On the surface, it looked like a good business. It cost $20 million to bring the 2013 Miss Universe pageant to Moscow. Emin Agalarov whose family owns the arena that hosted the pageant broke down the costs for Russian Forbes. A third of that $20 million went to secure rights. Another third: organizational costs. And the final third goes to the production and broadcast costs. (Another report said overseas rights to Miss Universe were selling for $6 million in 2003.)
Very little of that money, however, was distributed to the general partners of Miss Universe. We know this because Trump had assigned his half of his interest in Miss Universe (25 percent of the company) to his publicly-traded corporation, Trump Entertainment Resorts, Inc. In 2002, the year Fedorova won in Puerto Rico, Trump Entertainment collected a mere $700,000 for it quarter share of the pageant. In 2003 and 2004, Trump Entertainment earned nothing from Miss Universe.
Where was all the money going?
Even if the business was a stinker, there was one attraction for Trump.
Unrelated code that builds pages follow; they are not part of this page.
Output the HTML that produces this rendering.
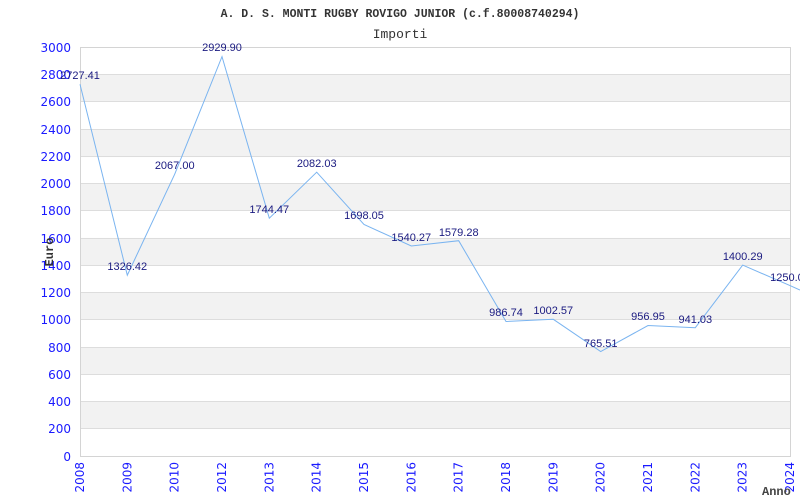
<!DOCTYPE html>
<html><head><meta charset="utf-8"><style>
html,body{margin:0;padding:0;background:#fff;width:800px;height:500px;overflow:hidden}
svg{display:block}
.t{font-family:"Liberation Mono",monospace;fill:#333}
.y{font-family:"DejaVu Sans","Liberation Sans",sans-serif;font-size:12px;fill:#1a1aff}
.v{font-family:"Liberation Sans",sans-serif;font-size:11px;fill:#1a1a80}
</style></head><body>
<svg width="800" height="500" xmlns="http://www.w3.org/2000/svg">
<text class="t" x="400" y="17" text-anchor="middle" font-size="11.5" font-weight="bold">A. D. S. MONTI RUGBY ROVIGO JUNIOR (c.f.80008740294)</text>
<text class="t" x="400" y="38" text-anchor="middle" font-size="13">Importi</text>
<g fill="#f2f2f2">
<rect x="80.5" y="74.3" width="710" height="27.3"/>
<rect x="80.5" y="129.8" width="710" height="27.3"/>
<rect x="80.5" y="183.3" width="710" height="27.3"/>
<rect x="80.5" y="237.9" width="710" height="27.3"/>
<rect x="80.5" y="292.4" width="710" height="27.3"/>
<rect x="80.5" y="347" width="710" height="27.3"/>
<rect x="80.5" y="401.5" width="710" height="27.3"/>
</g>
<g stroke="#dddddd" stroke-width="1">
<line x1="80" x2="790" y1="74.5" y2="74.5"/><line x1="80" x2="790" y1="101.5" y2="101.5"/>
<line x1="80" x2="790" y1="129.5" y2="129.5"/><line x1="80" x2="790" y1="156.5" y2="156.5"/>
<line x1="80" x2="790" y1="183.5" y2="183.5"/><line x1="80" x2="790" y1="210.5" y2="210.5"/>
<line x1="80" x2="790" y1="238.5" y2="238.5"/><line x1="80" x2="790" y1="265.5" y2="265.5"/>
<line x1="80" x2="790" y1="292.5" y2="292.5"/><line x1="80" x2="790" y1="319.5" y2="319.5"/>
<line x1="80" x2="790" y1="347.5" y2="347.5"/><line x1="80" x2="790" y1="374.5" y2="374.5"/>
<line x1="80" x2="790" y1="401.5" y2="401.5"/><line x1="80" x2="790" y1="428.5" y2="428.5"/>
</g>
<rect x="80.5" y="47.5" width="710" height="409" fill="none" stroke="#d4d4d4"/>
<g class="y" text-anchor="end">
<text x="71" y="52">3000</text><text x="71" y="79">2800</text><text x="71" y="106">2600</text>
<text x="71" y="134">2400</text><text x="71" y="161">2200</text><text x="71" y="188">2000</text>
<text x="71" y="215">1800</text><text x="71" y="243">1600</text><text x="71" y="270">1400</text>
<text x="71" y="297">1200</text><text x="71" y="324">1000</text><text x="71" y="352">800</text>
<text x="71" y="379">600</text><text x="71" y="406">400</text><text x="71" y="433">200</text>
<text x="71" y="461">0</text>
</g>
<text class="t" font-size="12" font-weight="bold" transform="translate(53,252) rotate(-90)" text-anchor="middle" style="fill:#333">Euro</text>
<g class="y" text-anchor="end">
<text transform="translate(84,462) rotate(-90)">2008</text>
<text transform="translate(131.3,462) rotate(-90)">2009</text>
<text transform="translate(178.7,462) rotate(-90)">2010</text>
<text transform="translate(226,462) rotate(-90)">2012</text>
<text transform="translate(273.3,462) rotate(-90)">2013</text>
<text transform="translate(320.7,462) rotate(-90)">2014</text>
<text transform="translate(368,462) rotate(-90)">2015</text>
<text transform="translate(415.3,462) rotate(-90)">2016</text>
<text transform="translate(462.7,462) rotate(-90)">2017</text>
<text transform="translate(510,462) rotate(-90)">2018</text>
<text transform="translate(557.3,462) rotate(-90)">2019</text>
<text transform="translate(604.7,462) rotate(-90)">2020</text>
<text transform="translate(652,462) rotate(-90)">2021</text>
<text transform="translate(699.3,462) rotate(-90)">2022</text>
<text transform="translate(746.7,462) rotate(-90)">2023</text>
<text transform="translate(794,462) rotate(-90)">2024</text>
</g>
<text class="t" x="762" y="495" font-size="12" font-weight="bold" style="fill:#444">Anno</text>
<polyline fill="none" stroke="#7ab4f0" stroke-width="1" points="80,84.2 127.3,275.2 174.7,174.2 222,56.6 269.3,218.2 316.7,172.2 364,224.5 411.3,246 458.7,240.7 506,321.5 553.3,319.3 600.7,351.6 648,325.5 695.3,327.7 742.7,265.1 790,285.6 800,290"/>
<g class="v" text-anchor="middle">
<text x="80" y="79">2727.41</text>
<text x="127.3" y="270">1326.42</text>
<text x="174.7" y="169">2067.00</text>
<text x="222" y="51">2929.90</text>
<text x="269.3" y="213">1744.47</text>
<text x="316.7" y="167">2082.03</text>
<text x="364" y="219">1698.05</text>
<text x="411.3" y="241">1540.27</text>
<text x="458.7" y="236">1579.28</text>
<text x="506" y="316">986.74</text>
<text x="553.3" y="314">1002.57</text>
<text x="600.7" y="347">765.51</text>
<text x="648" y="320">956.95</text>
<text x="695.3" y="323">941.03</text>
<text x="742.7" y="260">1400.29</text>
<text x="790" y="281">1250.00</text>
</g>
</svg>
</body></html>
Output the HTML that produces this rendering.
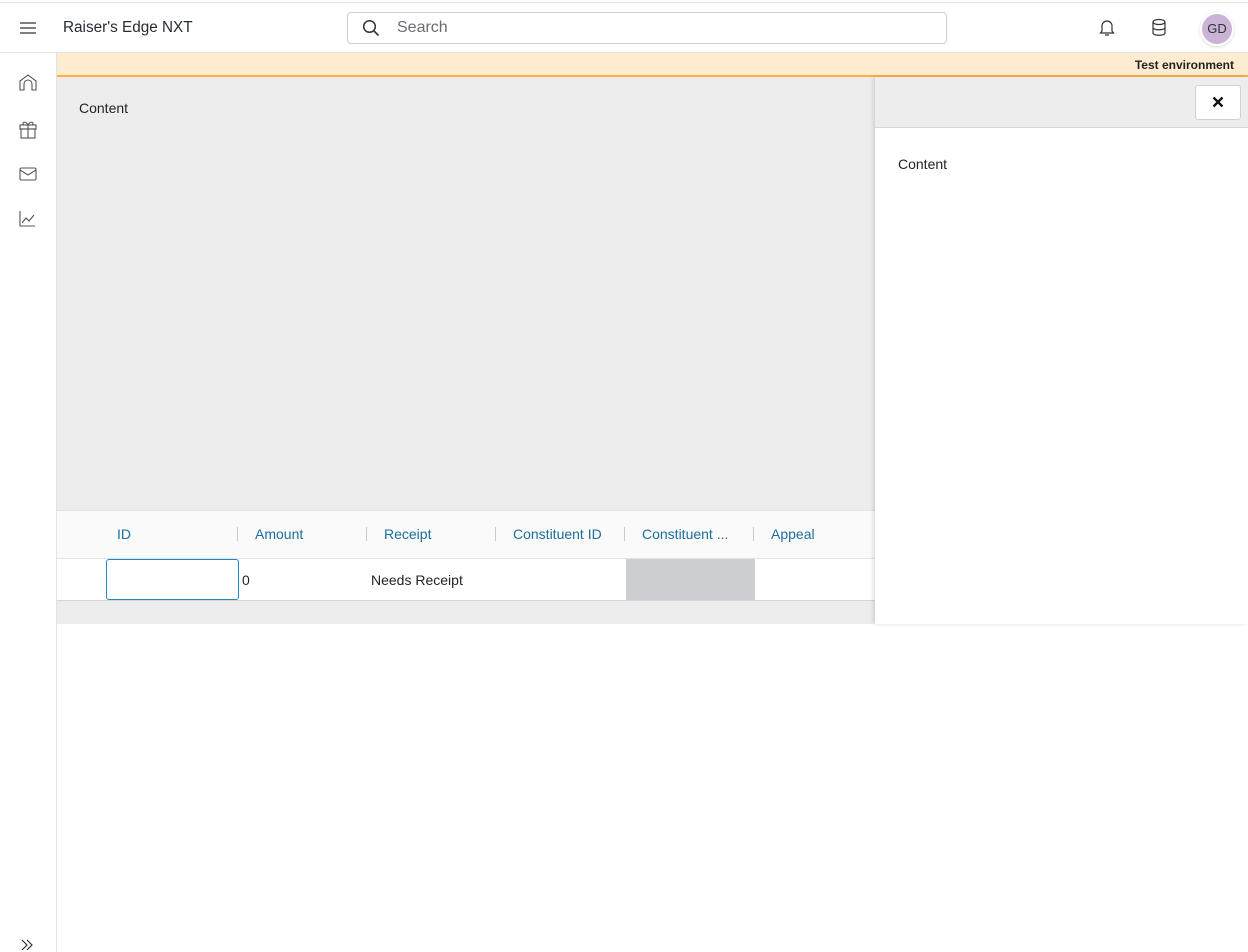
<!DOCTYPE html>
<html><head><style>
*{box-sizing:border-box;margin:0;padding:0}
body{width:1248px;height:952px;position:relative;background:#fff;font-family:"Liberation Sans",sans-serif;overflow:hidden;color:#212327}
.a{position:absolute}
</style></head><body>
<div class="a" style="left:0;top:2px;width:1248px;height:1px;background:#e2e3e4"></div>
<div class="a" style="left:0;top:52px;width:1248px;height:1px;background:#e2e3e4"></div>
<svg class="a" style="left:19px;top:21px" width="18" height="14"><path d="M1 2h16M1 7h16M1 12h16" stroke="#333" stroke-width="1.3"/></svg>
<div class="a" style="left:63px;top:19px;font-size:15.3px;color:#252b33">Raiser's Edge NXT</div>
<div class="a" style="left:347px;top:12px;width:600px;height:32px;border:1px solid #cdcfd2;border-radius:4px"></div>
<svg class="a" style="left:362px;top:19px" width="18" height="18"><circle cx="7.5" cy="7.5" r="5.8" fill="none" stroke="#333" stroke-width="1.5"/><path d="M12 12l4.5 4.5" stroke="#333" stroke-width="1.6"/></svg>
<div class="a" style="left:397px;top:19px;font-size:16px;color:#686c73">Search</div>
<svg class="a" style="left:1098px;top:18px" width="18" height="20"><path d="M4 13V8a5 5 0 0 1 10 0v5l1.5 2h-13z M7 17h4" fill="none" stroke="#333" stroke-width="1.2"/></svg>
<svg class="a" style="left:1151px;top:18px" width="16" height="20"><ellipse cx="8" cy="4" rx="6" ry="2.5" fill="none" stroke="#333" stroke-width="1.2"/><path d="M2 4v11c0 3 12 3 12 0V4M2 9.5c0 3 12 3 12 0" fill="none" stroke="#333" stroke-width="1.2"/></svg>
<div class="a" style="left:1202px;top:14px;width:30px;height:30px;border-radius:50%;background:#c9b3d6;box-shadow:0 0 0 2px #fff,0 1px 3px 2px rgba(0,0,0,.15);font-size:13px;line-height:30px;text-align:center;color:#333">GD</div>
<div class="a" style="left:56px;top:53px;width:1px;height:899px;background:#e2e3e4"></div>
<svg class="a" style="left:18px;top:73px" width="20" height="170" fill="none" stroke="#555" stroke-width="1.1">
<path d="M2 17V8l8-6 8 6v9h-4v-6a4 4 0 0 0-8 0v6z"/>
<rect x="2" y="52" width="16" height="4"/><rect x="3" y="56" width="14" height="9"/><path d="M10 52v13M10 52c-3-5-7-2-4 0M10 52c3-5 7-2 4 0"/>
<rect x="2" y="95" width="16" height="12" rx="1.5"/><path d="M2 97l8 5 8-5"/>
<path d="M2 138v15h15M4 150l4-5 3 3 5-6"/>
</svg>
<svg class="a" style="left:20px;top:938px" width="14" height="12"><path d="M2 2l5 5-5 5M7 2l5 5-5 5" fill="none" stroke="#333" stroke-width="1.2"/></svg>
<div class="a" style="left:57px;top:53px;width:1191px;height:22px;background:#fdecd0"></div>
<div class="a" style="left:57px;top:75px;width:1191px;height:2px;background:#fbb040"></div>
<div class="a" style="right:14px;top:58px;font-size:12px;font-weight:bold;color:#212327">Test environment</div>
<div class="a" style="left:57px;top:77px;width:818px;height:547px;background:#ededed"></div>
<div class="a" style="left:79px;top:100px;font-size:14px">Content</div>
<div class="a" style="left:57px;top:510px;width:818px;height:49px;background:#fafafa;border-top:1px solid #e2e3e4;border-bottom:1px solid #e2e3e4"></div>
<div class="a" style="left:57px;top:559px;width:818px;height:42px;background:#fff;border-bottom:1px solid #d5d6d8"></div>
<div class="a" style="top:526px;left:117px;font-size:14px;color:#1c6e9c;white-space:nowrap">ID</div>
<div class="a" style="top:526px;left:255px;font-size:14px;color:#1c6e9c">Amount</div>
<div class="a" style="top:526px;left:384px;font-size:14px;color:#1c6e9c">Receipt</div>
<div class="a" style="top:526px;left:513px;font-size:14px;color:#1c6e9c">Constituent ID</div>
<div class="a" style="top:526px;left:642px;font-size:14px;color:#1c6e9c">Constituent ...</div>
<div class="a" style="top:526px;left:771px;font-size:14px;color:#1c6e9c">Appeal</div>
<div class="a" style="top:527px;left:237px;width:1px;height:14px;background:#ccc"></div>
<div class="a" style="top:527px;left:366px;width:1px;height:14px;background:#ccc"></div>
<div class="a" style="top:527px;left:495px;width:1px;height:14px;background:#ccc"></div>
<div class="a" style="top:527px;left:624px;width:1px;height:14px;background:#ccc"></div>
<div class="a" style="top:527px;left:753px;width:1px;height:14px;background:#ccc"></div>
<div class="a" style="left:106px;top:559px;width:133px;height:41px;border:1px solid #1e88c7;border-radius:3px;background:#fff"></div>
<div class="a" style="left:242px;top:572px;font-size:14px">0</div>
<div class="a" style="left:371px;top:572px;font-size:14px">Needs Receipt</div>
<div class="a" style="left:626px;top:559px;width:129px;height:41px;background:#cdced1"></div>
<div class="a" style="left:875px;top:77px;width:373px;height:547px;background:#fff;box-shadow:-2px 0 4px rgba(0,0,0,.12)"></div>
<div class="a" style="left:875px;top:77px;width:373px;height:51px;background:#ededed;border-bottom:1px solid #d5d6d8"></div>
<div class="a" style="left:1195px;top:85px;width:46px;height:35px;background:#fff;border:1px solid #d0d1d3;border-radius:3px"></div>
<svg class="a" style="left:1212px;top:96px" width="12" height="12"><path d="M1.5 1.5l9 9M10.5 1.5l-9 9" stroke="#111" stroke-width="2.3"/></svg>
<div class="a" style="left:898px;top:156px;font-size:14px">Content</div>
</body></html>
It allowed him to indulge his Porky’s-style adolescent fantasy of seeing beautiful women naked when they were in no position to refuse.
“I’ll go backstage and everyone’s getting dressed, and everything else, and you know, no men are anywhere, and I’m allowed to go in because I’m the owner of the pageant and therefore I’m inspecting it,” Trump told Howard Stern in 2005.
Listen for yourself:
Asked whether he had ever slept with a contestant, Trump declined to say. “It could be a conflict of interest. … But, you know, it’s the kind of thing you worry about later, you tend to think about the conflict a little bit later on.”
Trump sold Miss Universe in 2015 to the talent agency WME | IMG for $28 million. The value of the franchise had been damaged by Trump’s description of Mexican immigrants as criminals and rapists, which led NBC and Univision to drop coverage of Miss USA.